Quand a lieu, et n'a pas lieu la Réfutation, C'est que la Réfutation n'est qu'une espèce de syllogisme, et qu'en tant que syllogisme elle est soumise aux mêmes règles, exposées du reste dans tout ce qui précède.

§ 2. Quand toutes les réponses sont accordées, c'est-à-dire, quand toutes les réponses données par l'interlocuteur aux questions de l'autre sont affirmatives.

Sont de forme dissemblable, Aristote explique lui-même ce qu'il entend par là ; les réponses au lieu d'être toutes affirmatives, peuvent être, les unes négatives, les autres affirmatives.

Il y avait syllogisme, On a vu en effet dans la théorie des trois figures, liv. 1, ch. 4, 5, 6, que la conclusion pouvait être tirée soit de deux affirmatives, soit d'une affirmative et d'une négative.
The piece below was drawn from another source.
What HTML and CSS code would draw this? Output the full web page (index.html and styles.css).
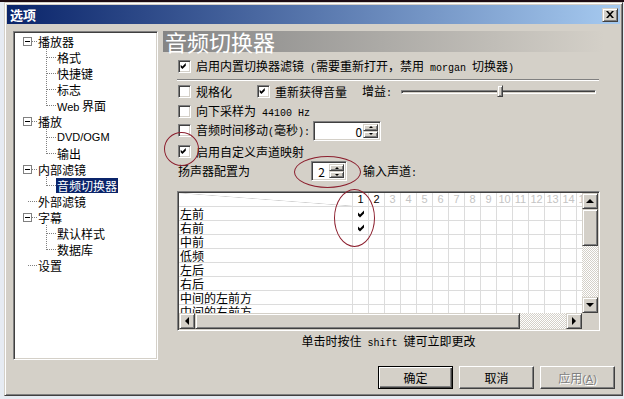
FILE: index.html
```html
<!DOCTYPE html>
<html lang="zh-CN">
<head>
	<meta charset="UTF-8" />
	<title>选项</title>
	<link rel="stylesheet" href="styles.css">
</head>
<body>
	<div class="dialog">
		<div class="titlebar">
			<span class="title">选项</span>
			<span class="close">
				<svg width="8" height="7" viewBox="0 0 8 7"><path d="M0 0h2l2 2.3L6 0h2L5 3.5 8 7H6L4 4.7 2 7H0l3-3.5z" fill="#000"/></svg>
			</span>
		</div>

		<div class="main">
			<div class="tree">
				<div class="node"><i class="g root"><b class="box"></b></i><span>播放器</span></div>
				<div class="node"><i class="g"></i><i class="g tee"></i><span>格式</span></div>
				<div class="node"><i class="g"></i><i class="g tee"></i><span>快捷键</span></div>
				<div class="node"><i class="g"></i><i class="g tee"></i><span>标志</span></div>
				<div class="node"><i class="g"></i><i class="g end"></i><span><span class="lat">Web</span> 界面</span></div>
				<div class="node"><i class="g root"><b class="box"></b></i><span>播放</span></div>
				<div class="node"><i class="g"></i><i class="g tee"></i><span class="lat">DVD/OGM</span></div>
				<div class="node"><i class="g"></i><i class="g end"></i><span>输出</span></div>
				<div class="node"><i class="g root"><b class="box"></b></i><span>内部滤镜</span></div>
				<div class="node"><i class="g"></i><i class="g end"></i><span class="sel">音频切换器</span></div>
				<div class="node"><i class="g root"></i><span>外部滤镜</span></div>
				<div class="node"><i class="g root"><b class="box"></b></i><span>字幕</span></div>
				<div class="node"><i class="g"></i><i class="g tee"></i><span>默认样式</span></div>
				<div class="node"><i class="g"></i><i class="g end"></i><span>数据库</span></div>
				<div class="node"><i class="g root"></i><span>设置</span></div>
			</div>

			<div class="page">
				<div class="banner">音频切换器</div>

				<div class="row r1">
					<span class="chk on"><svg viewBox="0 0 13 13"><path d="M2 4.5l2 2 4-4v3l-4 4-2-2z"/></svg></span>
					<span>启用内置切换器滤镜<span class="m"> (</span>需要重新打开，禁用<span class="m"> morgan </span>切换器<span class="m">)</span></span>
				</div>

				<div class="sep"></div>

				<div class="row r2">
					<span class="opt w74"><span class="chk"></span>规格化</span>
					<span class="opt"><span class="chk on"><svg viewBox="0 0 13 13"><path d="M2 4.5l2 2 4-4v3l-4 4-2-2z"/></svg></span>重新获得音量</span>
					<span class="gain">增益<span class="m">:</span></span>
					<span class="slider"><span class="track"></span><span class="thumb" style="left: 96px"></span></span>
				</div>

				<div class="row r3">
					<span class="chk"></span>
					<span>向下采样为<span class="m"> 44100 Hz</span></span>
				</div>

				<div class="row r4">
					<span class="chk"></span>
					<span>音频时间移动<span class="m">(</span>毫秒<span class="m">):</span></span>
					<span class="spin w68"><span class="val right">0</span><span class="arrows"><b class="up"></b><b class="dn"></b></span></span>
				</div>

				<div class="row r5">
					<span class="chk on"><svg viewBox="0 0 13 13"><path d="M2 4.5l2 2 4-4v3l-4 4-2-2z"/></svg></span>
					<span>启用自定义声道映射</span>
				</div>

				<div class="row r6">
					<span class="speaker">扬声器配置为</span>
					<span class="spin w36"><span class="val">2</span><span class="arrows"><b class="up"></b><b class="dn"></b></span></span>
					<span class="inputs">输入声道<span class="m">:</span></span>
				</div>

				<div class="grid">
					<div class="cells">
						<div class="hdr">
							<span class="corner"></span>
							<span>1</span><span>2</span><span class="off">3</span><span class="off">4</span><span class="off">5</span><span class="off">6</span><span class="off">7</span><span class="off">8</span><span class="off">9</span><span class="off">10</span><span class="off">11</span><span class="off">12</span><span class="off">13</span><span class="off">14</span><span class="off">15</span>
						</div>
						<div class="r"><span class="lab">左前</span><span class="c"><svg viewBox="0 0 9 9"><path d="M1 3.5l2 2 4-4v3l-4 4-2-2z"/></svg></span></div>
						<div class="r"><span class="lab">右前</span><span class="c"><svg viewBox="0 0 9 9"><path d="M1 3.5l2 2 4-4v3l-4 4-2-2z"/></svg></span></div>
						<div class="r"><span class="lab">中前</span><span class="c"></span></div>
						<div class="r"><span class="lab">低频</span><span class="c"></span></div>
						<div class="r"><span class="lab">左后</span><span class="c"></span></div>
						<div class="r"><span class="lab">右后</span><span class="c"></span></div>
						<div class="r"><span class="lab">中间的左前方</span><span class="c"></span></div>
						<div class="r"><span class="lab">中间的右前方</span><span class="c"></span></div>
					</div>
					<div class="vscroll">
						<b class="sbtn"><i class="a-up"></i></b>
						<b class="sthumb v"></b>
						<b class="strack"></b>
						<b class="sbtn"><i class="a-dn"></i></b>
					</div>
					<div class="hscroll">
						<b class="sbtn"><i class="a-lt"></i></b>
						<b class="sthumb h"></b>
						<b class="strack"></b>
						<b class="sbtn"><i class="a-rt"></i></b>
					</div>
					<div class="sizer"></div>
				</div>

				<div class="hint">单击时按住<span class="m"> shift </span>键可立即更改</div>

				<span class="mark e1"></span>
				<span class="mark e2"></span>
				<span class="mark e3"></span>
			</div>
		</div>

		<div class="buttons">
			<button class="btn default">确定</button>
			<button class="btn">取消</button>
			<button class="btn" disabled>应用<span class="lat">(<u>A</u>)</span></button>
		</div>
	</div>
</body>
</html>
```

FILE: styles.css
```css
* {
	box-sizing: border-box;
}

body {
	margin: 0;
	width: 624px;
	height: 399px;
	overflow: hidden;
	background: linear-gradient(#1d0c13 0 2px, #e6ebf2 2px);
	font: 12px/14px "Noto Sans CJK SC", sans-serif;
	color: #000;
}

.m {
	font: 10px "Liberation Mono", monospace;
	white-space: pre;
}

.lat {
	font: 11px "Liberation Sans", sans-serif;
}

/* classic 3d edges */
.close,
.btn,
.sbtn,
.sthumb,
.arrows b,
.thumb {
	background: #d4d0c8;
	border: 1px solid;
	border-color: #d4d0c8 #404040 #404040 #d4d0c8;
	box-shadow: inset 1px 1px #fff, inset -1px -1px #808080;
}

.chk,
.spin,
.tree,
.grid {
	background: #fff;
	border: 1px solid;
	border-color: #808080 #fff #fff #808080;
	box-shadow: inset 1px 1px #404040, inset -1px -1px #d4d0c8;
}

.dialog {
	width: 619px;
	height: 394px;
	margin: 2px 0 0 4px;
	padding: 2px;
	display: flex;
	flex-direction: column;
	background: #d4d0c8;
	border: 1px solid;
	border-color: #d4d0c8 #404040 #404040 #d4d0c8;
	box-shadow: inset 1px 1px #fff, inset -1px -1px #808080;
}

.titlebar {
	height: 19px;
	flex: none;
	display: flex;
	align-items: center;
	padding: 0 2px 0 3px;
	background: linear-gradient(to right, #0a246a, #a6caf0);
}

.title {
	color: #fff;
	font-weight: bold;
	font-size: 13px;
}

.close {
	margin-left: auto;
	width: 16px;
	height: 14px;
	display: flex;
	align-items: center;
	justify-content: center;
}

.main {
	display: flex;
	height: 329px;
	flex: none;
	margin-top: 7px;
}

/* tree */

.tree {
	width: 145px;
	margin-left: 6px;
	padding: 1px 0 0 4px;
}

.node {
	display: flex;
	align-items: center;
	height: 16px;
	white-space: nowrap;
}

.node > span {
	padding: 0 1px;
	line-height: 15px;
}

.node .sel {
	background: #0a246a;
	color: #fff;
}

.g {
	width: 19px;
	align-self: stretch;
	flex: none;
	display: flex;
	align-items: center;
	justify-content: center;
}

.root {
	background: repeating-linear-gradient(to right, #808080 0 1px, transparent 1px 2px) 10px 8px / 9px 1px no-repeat;
}

.tee {
	background:
		repeating-linear-gradient(to right, #808080 0 1px, transparent 1px 2px) 10px 8px / 9px 1px no-repeat,
		repeating-linear-gradient(#808080 0 1px, transparent 1px 2px) 9px 0 / 1px 100% no-repeat;
}

.end {
	background:
		repeating-linear-gradient(to right, #808080 0 1px, transparent 1px 2px) 10px 8px / 9px 1px no-repeat,
		repeating-linear-gradient(#808080 0 1px, transparent 1px 2px) 9px 0 / 1px 9px no-repeat;
}

.box {
	width: 9px;
	height: 9px;
	border: 1px solid #808080;
	background: linear-gradient(#000, #000) center / 5px 1px no-repeat, #fff;
}

/* page */

.page {
	position: relative;
	width: 441px;
	margin-left: 5px;
	display: flex;
	flex-direction: column;
}

.banner {
	height: 21px;
	padding-left: 2px;
	font-size: 22px;
	line-height: 21px;
	color: #fff;
	background: linear-gradient(to right, #858585, #d4d0c8);
}

.row {
	display: flex;
	align-items: center;
	gap: 5px;
	height: 17px;
	padding-left: 15px;
	white-space: nowrap;
}

.r1 {
	margin-top: 6px;
}

.r2 {
	margin-top: 2px;
}

.r3 {
	margin-top: 3px;
}

.r4 {
	height: 21px;
}

.r5 {
	margin-top: 2px;
}

.r6 {
	height: 22px;
	gap: 0;
}

.sep {
	height: 2px;
	margin: 4px 0 0 14px;
	width: 422px;
	border-top: 1px solid #808080;
	border-bottom: 1px solid #fff;
}

.chk {
	width: 13px;
	height: 13px;
	flex: none;
}

.chk svg {
	display: block;
	width: 11px;
	height: 11px;
}

.opt {
	display: flex;
	align-items: center;
	gap: 5px;
}

.w74 {
	width: 74px;
}

.gain {
	margin-left: 10px;
}

.slider {
	position: relative;
	width: 195px;
	height: 17px;
	margin-left: 4px;
	display: flex;
	align-items: center;
}

.track {
	width: 100%;
	height: 4px;
	border: 1px solid;
	border-color: #808080 #fff #fff #808080;
	box-shadow: inset 1px 1px #404040;
}

.thumb {
	position: absolute;
	top: 2px;
	width: 6px;
	height: 12px;
}

.spin {
	display: flex;
	height: 20px;
	padding: 2px;
	margin-left: -2px;
}

.w68 {
	width: 68px;
}

.w36 {
	width: 36px;
	margin-left: 0;
}

.val {
	flex: 1;
	line-height: 16px;
	text-align: center;
}

.val.right {
	text-align: right;
	padding-right: 1px;
}

.arrows {
	width: 15px;
	display: flex;
	flex-direction: column;
}

.arrows b {
	flex: 1;
	display: flex;
	align-items: center;
	justify-content: center;
}

.arrows b::after {
	content: "";
	border-left: 2px solid transparent;
	border-right: 2px solid transparent;
}

.arrows .up::after {
	border-bottom: 2px solid #000;
}

.arrows .dn::after {
	border-top: 2px solid #000;
}

.speaker {
	width: 133px;
}

.inputs {
	margin-left: 16px;
}

/* channel map */

.grid {
	width: 423px;
	height: 140px;
	margin: 9px 0 0 14px;
	padding: 1px;
	display: grid;
	grid-template-columns: 403px 16px;
	grid-template-rows: 120px 16px;
}

.cells {
	overflow: hidden;
	white-space: nowrap;
}

.hdr,
.r {
	display: flex;
	width: 420px;
	height: 14px;
	border-bottom: 1px solid #dcdcdc;
}

.hdr span {
	flex: none;
	width: 16px;
	border-right: 1px solid #dcdcdc;
	text-align: center;
	font: 11px/13px "Liberation Sans", sans-serif;
}

.hdr .off {
	color: #c4c4c4;
}

.hdr .corner {
	width: 174px;
	background: linear-gradient(to top right, transparent calc(50% - 0.6px), #d0d0d0, transparent calc(50% + 0.6px));
}

.r {
	background: repeating-linear-gradient(to right, transparent 0 15px, #dcdcdc 15px 16px) 14px 0;
}

.lab {
	width: 174px;
	flex: none;
	padding-left: 1px;
	line-height: 13px;
	background: #fff;
	border-right: 1px solid #dcdcdc;
}

.c {
	width: 16px;
	display: flex;
	align-items: center;
	justify-content: center;
}

.c svg {
	width: 9px;
	height: 9px;
}

.vscroll,
.hscroll {
	display: flex;
	background: repeating-conic-gradient(#d4d0c8 0 25%, #fff 0 50%) 0 0 / 2px 2px;
}

.vscroll {
	flex-direction: column;
}

.sbtn {
	width: 16px;
	height: 16px;
	flex: none;
	display: flex;
	align-items: center;
	justify-content: center;
}

.sthumb.v {
	height: 37px;
}

.sthumb.h {
	width: 325px;
}

.strack {
	flex: 1;
}

.sizer {
	background: #d4d0c8;
}

.a-up,
.a-dn {
	border-left: 4px solid transparent;
	border-right: 4px solid transparent;
}

.a-up {
	border-bottom: 4px solid #000;
}

.a-dn {
	border-top: 4px solid #000;
}

.a-lt,
.a-rt {
	border-top: 4px solid transparent;
	border-bottom: 4px solid transparent;
}

.a-lt {
	border-right: 4px solid #000;
}

.a-rt {
	border-left: 4px solid #000;
}

.hint {
	width: 423px;
	margin-left: 14px;
	line-height: 20px;
	text-align: center;
}

/* hand drawn annotations */

.mark {
	position: absolute;
	border: 1px solid #8c1f2e;
	border-radius: 50%;
}

.e1 {
	left: 1px;
	top: 101px;
	width: 35px;
	height: 34px;
}

.e2 {
	left: 131px;
	top: 125px;
	width: 67px;
	height: 32px;
}

.e3 {
	left: 171px;
	top: 158px;
	width: 41px;
	height: 58px;
}

/* footer */

.buttons {
	display: flex;
	justify-content: flex-end;
	gap: 6px;
	margin-top: 6px;
	padding-right: 5px;
}

.btn {
	width: 75px;
	height: 23px;
	padding: 0;
	font: 12px "Noto Sans CJK SC", sans-serif;
	color: #000;
	border-color: #fff #404040 #404040 #fff;
	box-shadow: inset -1px -1px #808080;
}

.btn.default {
	border-color: #000;
	box-shadow: inset 1px 1px #fff, inset -1px -1px #404040, inset -2px -2px #808080;
}

.btn:disabled {
	color: #808080;
	text-shadow: 1px 1px #fff;
}
```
Si donc la thèse est contraire à la conclusion, peut-être aurait-il mieux valu renverser ici les termes, et dire : si donc la conclusion est contraire à la thèse; c'est ce que semble exiger la série directe de la pensée. Contraire est pris ici dans un sens général pour contraire et contradictoire tout à la fois, comme le prouve ce qui suit.

Le syllogisme de la contradiction, c'est la définition donnée plusieurs fois dans l'Organon, et particulièrement, Réfutations des Sophistes, ch. 1, § 4.

§ 3. Si l'on n'accorde aucune proposition , c'est-à-dire, si au lieu de répondre affirmativement, comme au § 1, on répond négativement à toutes les interrogations de l'adversaire, il ne se peut pas qu'on se réfute soi-même; car alors le syllogisme n'est pas possible, puisqu'avec deux prémisses négatives, il n'y a jamais lieu à conclusion. Dans ce cas non plus, il n'y a pas de conclusion contradictoire à la thèse qu'on a soi-même posée.

Car on a vu, Voir liv. l, ch. 4,5,6, ch. 7,  § 1, et ch.24, § 1.

 — Car s'il y avait Réfutation, c'est qu'en effet l'espèce ne peut exister sans le genre, mais le genre peut fort bien exister sans l'espèce

§ 4. Même observation, c'est-à-dire que la Réfutation n'est pas possible, si en répondant on n'accorde aucune proposition universelle ; car alors non plus le syllogisme ne peut se former, puisque dans tout syllogisme , il faut que l'une des prémisses soit universelle. Voir liv. 1, ch. 24, § 1. Or, il n'y a pas de Réfutation sans syllogisme : donc si l'on empêche le syllogisme, on empêche aussi la Réfutation qui ne peut exister sans lui.